Si los significados se basan en creencias e interpretaciones, el conocimiento práctico tampoco pudiera ser producto de ilustradas mentes solitarias, por lo que su utilidad solo podrá derivarse del contexto, es decir a partir del intercambio de narrativas históricas y argumentos. Desde esta perspectiva, la ambición ética que trasciende la modernidad solo puede manifestarse a partir de la interpretación como práctica empírica que antecede a la decisión y la acción, y esto conduce inexorablemente a repensar la organización desde nuevos conceptos y con nuevas bases ontológicas.

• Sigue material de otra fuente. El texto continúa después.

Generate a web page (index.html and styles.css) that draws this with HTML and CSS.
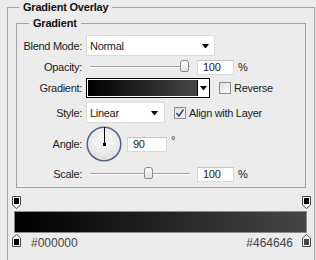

Los cuestionamientos postmodernos hacia la estabilidad, la certidumbre, la formalización, el control, el poder como dominación, la racionalidad individual y la función del lenguaje como vehículo transmisor de un discurso (más no como constructor de realidades intersubjetivas), demandan el abordaje de la organización desde una perspectiva constructivista a partir de interacciones simbólicas mediadas por el diálogo. Es así como la conexión de los aspectos cognitivos y emocionales marcará el devenir histórico de los sujetos que la conformen, y tal vinculación sólo podrá darse mediante un proceso de socialización a través del cual se armonicen saberes, se conjuguen identidades y se articulen relacionamientos.
Las organizaciones están llamadas a convertirse en comunidades interpretativas, las cuales no se construirán a partir de retóricas persuasivas, sino mediante el potencial argumentativo de sus integrantes. Por ello, desarrollar la conciencia más allá de dogmas religiosos, empujar hacia el diálogo para vencer los miedos y ampliar la capacidad de comprensión del diferente, se constituyen en condiciones necesarias para refundar la ética en los espacios organizacionales; una ética de la autenticidad narrativa, argumentativa e interpretativa, sin la cual no habría lugar para garantizar la continuidad histórica de cualquier sistema social, pues toda continuidad implica ruptura y desaprendizaje, demanda apartarse de la historia, y más aun cuando esa historia está repleta de negaciones e indiferencias que carcomen el sentido de vida, la fe y la esperanza.